A new wildfire detection system using artificial intelligence is revolutionising the way we detect and report fires, saving critical time and lives. Jennifer Swaine discovers more.
September 9, 2019 started like any other day. It was hot and dry and the grass, bereft of life, crunched underfoot. Much like the rest of Australia, the Sunshine Coast had not seen good rainfall in months and the conditions were now perfect for what was to unfold later that day.
That hot September day it was also windy, and when a fire erupted, allegedly at the hands of two teenagers, they had no hope of being able to control it if they wanted to.
When most of us see smoke, we often mistakenly believe someone is burning off, it’s a controlled burn or that someone has already reported it. As a population we also don’t like to bother the authorities in case we are wrong about the situation and fear embarrassment of reacting too quickly.
A combination of these factors means it can take anywhere between 20 to 90 minutes, sometimes even longer, for a fire to be reported to emergency services.
What happens next can mean the difference between life and death.
Once notified, the authorities set about confirming the report, which only serves to add precious minutes when minutes cannot be spared. But it doesn’t have to be this way.

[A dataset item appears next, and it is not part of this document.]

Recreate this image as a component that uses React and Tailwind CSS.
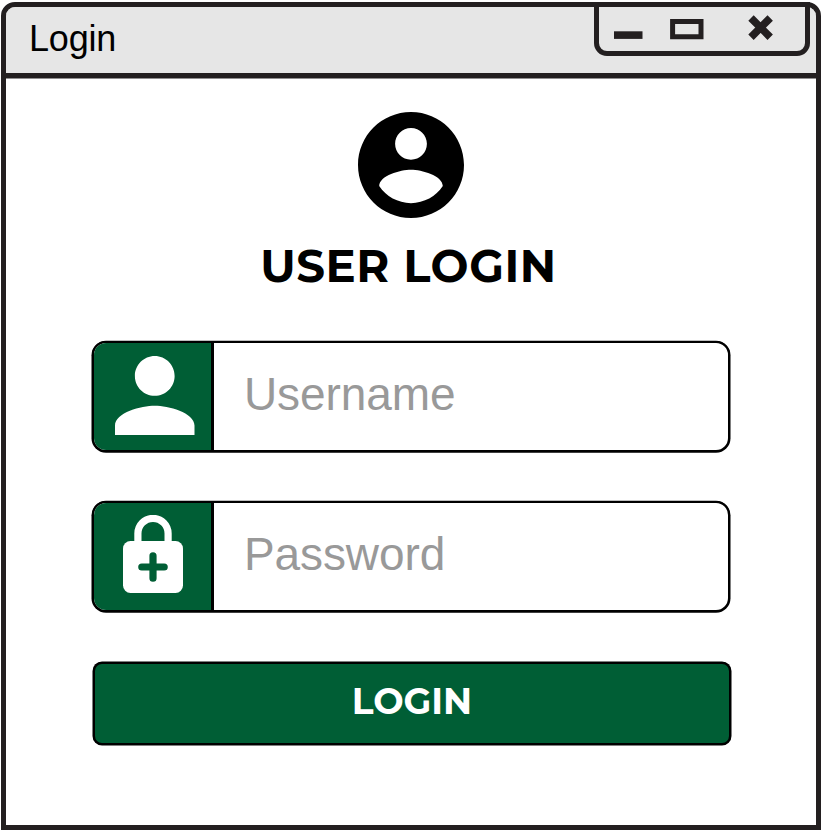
function WindowControls() {
  return (
    <div className="-mt-[5px] mr-[6px] h-[54px] w-[216px] rounded-b-[13px] border-[5px] border-[#231f20]">
      <svg className="block h-[44px] w-[206px]" viewBox="599 7 206 44" fill="none" stroke="#231f20">
        <path d="M614 35.1h28.5" strokeWidth="7.6" />
        <path d="M672.6 21.6h28.4v15.2h-28.4z" strokeWidth="5" />
        <path d="M751 18l19.2 19.2M770.2 18L751 37.2" strokeWidth="7.6" />
      </svg>
    </div>
  );
}

function PersonIcon() {
  return (
    <svg className="mb-[2px] ml-[5px] size-[79.5px]" viewBox="4 4 16 16" fill="#fff">
      <path d="M12 12c2.21 0 4-1.79 4-4s-1.79-4-4-4-4 1.79-4 4 1.79 4 4 4zm0 2c-2.67 0-8 1.34-8 4v2h16v-2c0-2.66-5.33-4-8-4z" />
    </svg>
  );
}

function LockIcon() {
  return (
    <svg className="mb-[5px] h-[78px] w-[60px]" viewBox="0 0 60 78">
      <path d="M14.9 30V18.5a15.1 15.1 0 0 1 30.2 0V30" fill="none" stroke="#fff" strokeWidth="7.2" />
      <rect y="26" width="60" height="52" rx="7.5" fill="#fff" />
      <path d="M30 40.8v22.4M18.8 52h22.4" stroke="#005e35" strokeWidth="7.2" strokeLinecap="round" />
    </svg>
  );
}

function Field({ icon, type, placeholder }) {
  return (
    <label className="flex h-[111px] w-[638px] overflow-hidden rounded-[14px] border-2 border-black bg-white shadow-[0_0.3px_0_0.5px_#000]">
      <span className="flex w-[120px] shrink-0 items-center justify-center border-r-[3px] border-black bg-[#005e35]">
        {icon}
      </span>
      <input
        type={type}
        placeholder={placeholder}
        className="min-w-0 flex-1 bg-transparent pb-[5px] pl-[30px] font-['Liberation_Sans',Arial,sans-serif] text-[46px] tracking-[-0.1px] text-black outline-none placeholder:text-[#999999]"
      />
    </label>
  );
}

export default function App() {
  return (
    <div className="h-[831px] w-[824px] bg-white pl-px pt-[2px] font-['Liberation_Sans',Arial,sans-serif]">
      <main className="flex h-[828px] w-[820px] flex-col rounded-t-[14px] border-[5px] border-[#231f20] bg-white">
        <header className="flex h-[71px] shrink-0 justify-between rounded-t-[9px] border-b-[5px] border-[#231f20] bg-[#e6e6e6] shadow-[0_0.5px_0_#231f20]">
          <span className="pl-[23px] pt-[11px] text-[36px] leading-[42px] tracking-[-0.2px] text-black">Login</span>
          <WindowControls />
        </header>
        <form className="flex flex-col pl-[86px] pt-[34px]">
          <div className="flex w-[637px] flex-col items-center">
            <svg className="block size-[106px]" viewBox="2 2 20 20">
              <path d="M12 2C6.48 2 2 6.48 2 12s4.48 10 10 10 10-4.48 10-10S17.52 2 12 2zm0 3c1.66 0 3 1.34 3 3s-1.34 3-3 3-3-1.34-3-3 1.34-3 3-3zm0 14.2c-2.5 0-4.71-1.28-6-3.22.03-1.99 4-3.08 6-3.08 1.99 0 5.97 1.09 6 3.08-1.29 1.94-3.5 3.22-6 3.22z" />
            </svg>
            <h1 className="mb-[46px] mt-[19px] whitespace-nowrap pr-[4px] font-['Montserrat',Inter,sans-serif] text-[45px] font-bold leading-[58px] tracking-[0.6px] text-black">
              USER LOGIN
            </h1>
          </div>
          <Field icon={<PersonIcon />} type="text" placeholder="Username" />
          <div className="h-[49px]" />
          <Field icon={<LockIcon />} type="password" placeholder="Password" />
          <button
            type="button"
            className="ml-px mt-[50px] h-[83px] w-[638px] rounded-[9px] border-2 border-black bg-[#005e35] pb-[6px] font-['Montserrat',Inter,sans-serif] text-[36px] font-bold text-white shadow-[0_0_0_0.5px_#000]"
          >
            LOGIN
          </button>
        </form>
      </main>
    </div>
  );
}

Based on Nobel Prize winning research by Professor Carl Pennypacker, the team at Fireball International led by Professor Tim Ball, Christopher Tylor and Gabrielle Tylor have created a wildfire detection, mapping, and intelligence system that can detect fires using artificial intelligence and notify the emergency services within one to three minutes of the fire starting.
According to Managing Director, Christopher Tylor, the technology is available in Australia right now and it will change the way we monitor and respond to fires.
Fighting fires himself for more than 50 years, Tim Ball said the early detection of fires was critical to saving lives.
“Sometimes, it is not possible to save property but if we can provide emergency services with accurate information in real-time, they are better equipped to make decisions that are also likely to be accurate,” said Tim.
“Using satellite and camera surveillance we can literally give them a real-time “birds-eye” view of what is happening on the ground that they have no other way of detecting and it can help to save lives.”
Tim knows this only too well. On 23 October 2019, in similar conditions to what we were experiencing on the Sunshine Coast late last year, Kincade in California was experiencing its own version of hell.
A 230,000-volt transmission line from a power company failed in extreme winds. The ensuing fire that erupted lasted for two weeks and burned 77,758 acres. While four people were injured, no lives were lost thanks in part to the real-time data being streamed live via the satellite used by Fireball International to the emergency services on the ground.
The explosion occurred at 9.24pm and the fire was detected by the satellite used by Fireball International within 66 seconds. Within three minutes the authorities were notified of the eruption. Emergency Services continued to be fed real-time image updates by the ALERTWildfire network after that.
Perhaps what is most remarkable about this story is that no lives were lost. Christopher explained that due to the high winds and the remote location there was little hope of bringing this fire under control quickly.
“The system provided real time data to the Command Centre and they were able to track the direction and speed of the fire which meant they were able to safely evacuate people when they needed to. Cal Fire saw immediately that they had a problem on their hands. The evacuation order of Healdsburg was issued within 10 minutes after the fire started,” he said.
According to the Australian National University , the cost of fires on our economy over the next 30 years is estimated to be around $2.2 billion per year. The same report estimates the implementation of early fire detection solutions will “reduce the probability of large fires” and provide an economic benefit of around $14.4 billion.
But it’s not just the cost on our economy that needs to be considered. The report notes that the human and wildlife cost, as we are only too aware, was significant.
The 2019/20 fires in Australia claimed 34 lives, impacted 78.6 per cent of Australians, either directly, through their family/friends, or through the physical effects of smoke and around 2.9 million adult Australians had their property damaged, threatened, or had to be evacuated.
Already in talks with all levels of Government and other key stakeholders, the team at Fireball International has satellites in place to detect fires and to notify the emergency services. Fireball is also working towards launching an Australian-built fire spotting satellite with an Australian rocket from a Queensland space port by March 2022.
“The technology is available in Australia right now and we are ready to activate it just as we have done across the USA,” said Christopher.
Given that we are now in Summer, and the grass underfoot is once again crunchy – let’s hope the Government gives the green light on this initiative so that we can start to monitor and detect bush fires in order to prevent a repeat of the events of 2019/20.